Revenue Watch Institute (RWI) has developed an index of the quality of governance specifically for the mining, oil and gas sectors covering 58 countries and based around 173 questions. In its 2013 index, the most recent to be published, Peru achieves a rating of 73; it is thus classed as ‘satisfactory’ and comes eleventh in the list. Norway leads with 98, perfection being 100.
http://www.resourcegovernance.org/rgi

This information sits oddly with the current conflict over the Tía María mine proposal, now into its sixth week. The government is scheduled to hold talks with communities this week, but the issues have been inflamed by reports of police violence and the company executive who referred to protesters as ‘anti-mining terrorists’. Carlos Monge, Regional Coordinator for Revenue Watch, is quoted as giving the project no chance: “It seems to me that the gap in resolving the dispute has increased, between the population and the company and the population and the government” https://www2.snl.com/Interactivex/article.aspx?CdId=A-32373265-12336. At the heart of the conflict is a community – like many others in the Peruvian highlands – that believes it has not been properly consulted, feels extremely vulnerable and has little trust in the institutions supposedly protecting it.

So what does this good rating on governance really tell us? First, when we look into the detail, we find that the Revenue Watch questionnaire method gives full marks to Peru for having legislation that requires an Environmental Impact Assessment (EIA), requires consultation and insists that the EIA is published.

But what earns Peru such good marks for consultation is having on the books Law 29785, asserting the ‘prior consultation right of indigenous peoples’ in situations where collective rights may be directly affected by legislative or administrative measures that seek to implement the law. The language used by the law itself is quite strong in that a project may not go ahead until agreement has been reached. Yet the rating given to Peru needs to be qualified because the secondary legislation limits the application of this law to a small number of indigenous communities named in the government’s data base. All are in the Amazon region, so that the communities potentially affected by Tia Maria are excluded, as are all others in the Peruvian highlands.

There is admittedly a regulation in the norms governing the environmental legislation that calls for ‘consultation’, alongside procedures for publishing plans and holding public meetings, but this is far weaker than the wording of the Prior Consultation Law itself and these procedures require energetic supervision to have any meaning.

The focus of the RWI index on the primary law, rather than on the regulations guiding implementation, means that no direct evaluation is built in regarding the quality or performance of the institutions responsible for implementation. And we have seen over the last two years how the powers, capacities and resources of the already weak oversight institutions within the Ministry of the Environment have been eroded.

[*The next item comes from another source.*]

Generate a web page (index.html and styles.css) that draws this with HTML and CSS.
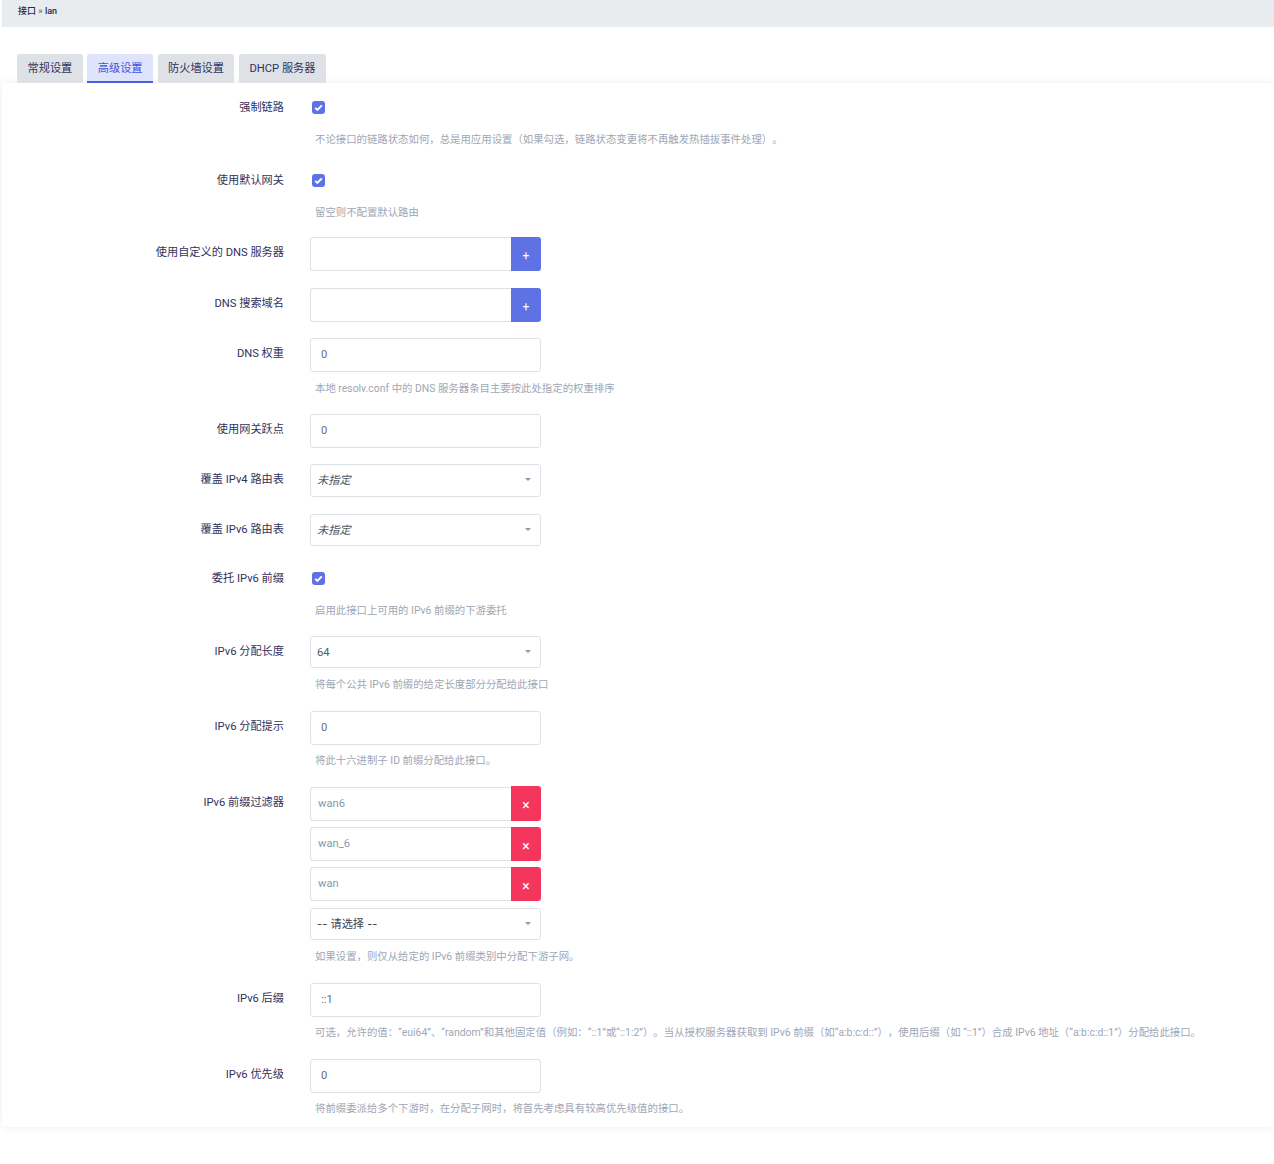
FILE: index.html
```html
<!DOCTYPE html>
<html lang="zh-CN">
<head>
<meta charset="utf-8">
<title>接口 » lan</title>
<link rel="stylesheet" href="styles.css">
</head>
<body>
<header class="crumb"><a class="crumb-link">接口</a> <span class="crumb-sep">»</span> <span class="crumb-link">lan</span></header>
<nav class="tabs">
  <a class="tab">常规设置</a>
  <a class="tab tab-active">高级设置</a>
  <a class="tab">防火墙设置</a>
  <a class="tab">DHCP 服务器</a>
</nav>
<main class="card">
  <div class="row row-check">
    <label class="lbl">强制链路</label>
    <div class="fld"><span class="check"><svg viewBox="0 0 13 13" width="13" height="13"><path d="M3.2 6.8 5.4 9 9.8 4.3" fill="none" stroke="#fff" stroke-width="1.9"/></svg></span>
      <p class="help">不论接口的链路状态如何，总是用应用设置（如果勾选，链路状态变更将不再触发热插拔事件处理）。</p></div>
  </div>
  <div class="row row-check row-tight">
    <label class="lbl">使用默认网关</label>
    <div class="fld"><span class="check"><svg viewBox="0 0 13 13" width="13" height="13"><path d="M3.2 6.8 5.4 9 9.8 4.3" fill="none" stroke="#fff" stroke-width="1.9"/></svg></span>
      <p class="help">留空则不配置默认路由</p></div>
  </div>
  <div class="row row-dns">
    <label class="lbl">使用自定义的 DNS 服务器</label>
    <div class="fld"><div class="dyn"><input class="inp inp-join"><button class="btn btn-add">+</button></div></div>
  </div>
  <div class="row">
    <label class="lbl">DNS 搜索域名</label>
    <div class="fld"><div class="dyn"><input class="inp inp-join"><button class="btn btn-add">+</button></div></div>
  </div>
  <div class="row">
    <label class="lbl">DNS 权重</label>
    <div class="fld"><input class="inp" value="0">
      <p class="help">本地 resolv.conf 中的 DNS 服务器条目主要按此处指定的权重排序</p></div>
  </div>
  <div class="row">
    <label class="lbl">使用网关跃点</label>
    <div class="fld"><input class="inp" value="0"></div>
  </div>
  <div class="row row-sel">
    <label class="lbl">覆盖 IPv4 路由表</label>
    <div class="fld"><div class="sel"><select class="sel-box sel-unset sel-tall"><option>未指定</option></select></div></div>
  </div>
  <div class="row">
    <label class="lbl">覆盖 IPv6 路由表</label>
    <div class="fld"><div class="sel"><select class="sel-box sel-unset"><option>未指定</option></select></div></div>
  </div>
  <div class="row row-check">
    <label class="lbl">委托 IPv6 前缀</label>
    <div class="fld"><span class="check"><svg viewBox="0 0 13 13" width="13" height="13"><path d="M3.2 6.8 5.4 9 9.8 4.3" fill="none" stroke="#fff" stroke-width="1.9"/></svg></span>
      <p class="help">启用此接口上可用的 IPv6 前缀的下游委托</p></div>
  </div>
  <div class="row">
    <label class="lbl">IPv6 分配长度</label>
    <div class="fld"><div class="sel"><select class="sel-box"><option>64</option></select></div>
      <p class="help help-sel">将每个公共 IPv6 前缀的给定长度部分分配给此接口</p></div>
  </div>
  <div class="row">
    <label class="lbl">IPv6 分配提示</label>
    <div class="fld"><input class="inp" value="0">
      <p class="help help-tight">将此十六进制子 ID 前缀分配给此接口。</p></div>
  </div>
  <div class="row">
    <label class="lbl">IPv6 前缀过滤器</label>
    <div class="fld">
      <div class="dyn dyn-item"><input class="inp inp-join inp-ro" value="wan6"><button class="btn btn-del">×</button></div>
      <div class="dyn dyn-item"><input class="inp inp-join inp-ro" value="wan_6"><button class="btn btn-del">×</button></div>
      <div class="dyn dyn-item dyn-end"><input class="inp inp-join inp-ro" value="wan"><button class="btn btn-del">×</button></div>
      <div class="sel"><select class="sel-box sel-cjk"><option>-- 请选择 --</option></select></div>
      <p class="help help-sel">如果设置，则仅从给定的 IPv6 前缀类别中分配下游子网。</p>
    </div>
  </div>
  <div class="row">
    <label class="lbl">IPv6 后缀</label>
    <div class="fld"><input class="inp" value="::1">
      <p class="help help-tight">可选，允许的值：“eui64”、“random”和其他固定值（例如：“::1”或“::1:2”）。当从授权服务器获取到 IPv6 前缀（如“a:b:c:d::”），使用后缀（如 “::1”）合成 IPv6 地址（“a:b:c:d::1”）分配给此接口。</p></div>
  </div>
  <div class="row row-last">
    <label class="lbl">IPv6 优先级</label>
    <div class="fld"><input class="inp" value="0">
      <p class="help help-tight">将前缀委派给多个下游时，在分配子网时，将首先考虑具有较高优先级值的接口。</p></div>
  </div>
</main>
</body>
</html>
```
FILE: styles.css
```css
* { box-sizing: border-box; }
html, body { margin: 0; padding: 0; }
body {
  background: #fff;
  font-family: Roboto, "Noto Sans CJK SC", sans-serif;
  font-size: 11.2px;
  color: #32325d;
  padding-left: 2px;
  height: 1164px;
  overflow: hidden;
  text-spacing-trim: space-all;
}
.crumb {
  height: 27px;
  background: #e9ecef;
  padding: 5px 0 0 16px;
  font-size: 9px;
  line-height: 12px;
  font-weight: 500;
  color: #172b4d;
}
.crumb-sep { color: #525f7f; }
.tabs {
  display: flex;
  gap: 4.5px;
  margin-top: 27px;
  padding-left: 15px;
  height: 29px;
}
.tab {
  display: block;
  height: 29px;
  padding: 7px 10.5px 0;
  background: #dee2e6;
  border-radius: 3px 3px 0 0;
  font-size: 11.2px;
  line-height: 15px;
  color: #32325d;
}
.tab-active {
  background: #dfe3fb;
  color: #3d55df;
  border-bottom: 2px solid #4a60e0;
}
.card {
  background: #fff;
  border-radius: 3px;
  box-shadow: 0 0 8px rgba(136,152,170,.16);
  padding: 9px 0 8px;
  height: 1044px;
}
.row {
  display: flex;
  margin-bottom: 16px;
}
.row-tight { margin-bottom: 15px; }
.row-dns { margin-bottom: 17px; }
.row-last { margin-bottom: 0; }
.row-sel { margin-bottom: 17px; }
.lbl {
  width: 282px;
  flex: none;
  text-align: right;
  font-size: 11.2px;
  line-height: 15px;
  padding-top: 8px;
  color: #32325d;
}
.fld {
  margin-left: 26px;
  width: 900px;
}
.row-check .fld { padding-top: 9px; }
.check {
  display: block;
  width: 13px;
  height: 13px;
  margin-left: 2px;
  border-radius: 3px;
  background: #5e72e4;
}
.check svg { display: block; }
.help {
  margin: 0;
  padding: 9px 0 0 5px;
  font-size: 10.4px;
  line-height: 16px;
  height: 26px;
  color: #a0a6b4;
  white-space: nowrap;
}
.help-sel { padding-top: 8px; }
.help-tight { padding-top: 8px; }
.row-check .help { height: 35px; padding-top: 18px; }
.inp {
  display: block;
  width: 231px;
  height: 34px;
  padding: 0 10px 2px;
  border: 1px solid #dee2e6;
  border-radius: 3px;
  background: #fff;
  font: inherit;
  color: #666c78;
  outline: none;
}
.inp-join {
  width: 201px;
  border-right: 0;
  border-radius: 3px 0 0 3px;
}
.inp-ro { padding: 0 7px 2px; color: #8898aa; }
.dyn { display: flex; width: 231px; }
.dyn-item { margin-bottom: 6px; }
.dyn-end { margin-bottom: 7px; }
.btn {
  width: 30px;
  height: 34px;
  padding: 3px 0 0;
  border: 0;
  border-radius: 0 3px 3px 0;
  color: #fff;
  font-family: inherit;
  font-size: 12px;
  line-height: 1;
  font-weight: 400;
}
.btn-add { background: #5e72e4; }
.btn-del {
  background: #f5365c;
  font-size: 14px;
}
.dyn-item:first-child .btn-del {
  height: 35px;
  margin-top: -1px;
}
.sel {
  position: relative;
  width: 231px;
  height: 33px;
}
.sel::after {
  content: "";
  position: absolute;
  top: 14px;
  right: 10px;
  border-style: solid;
  border-width: 3px 3px 0;
  border-color: #8898aa transparent transparent;
}
.sel-box {
  display: block;
  width: 100%;
  height: 32px;
  padding: 0 6px;
  border: 1px solid #dee2e6;
  border-radius: 3px;
  background: #fff;
  font: inherit;
  color: #525866;
  appearance: none;
  outline: none;
}
.sel-tall { height: 33px; }
.sel-unset { font-style: italic; }
.sel-cjk { color: #3c4150; font-family: Inter, "Noto Sans CJK SC", sans-serif; }
```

Today a further attack is pending: INDECOPI, the consumer watchdog, has to rule on the case made by a number of companies against the legitimacy of the Aporte para la Regulación (APR), a payment companies are required to make to cover the cost of their regulation. Were this change to be allowed, the budget of the evaluation unit within the Ministry would be savagely cut.

It is true however that the institutional context is given some weight in the Revenue Watch index. One of its four elements is precisely this, and for this it relies on the World Bank’s overall governance index. But the weight given to this element is only 20%, and this index itself is partly based on the quality of the formal rules, particularly those governing the transparency of the budget process. Even with this element giving Peru good marks, Peru’s score is only 55. See http://info.worldbank.org/governance/wgi/pdf/c174.pdf.

Surely a fair evaluation of the governance of extractives as ‘satisfactory’ must give more weight to the quality of implementation. The formal laws are of course an important first step, but to come close to equating satisfactory primary legislation with satisfactory governance can be dangerously misleading.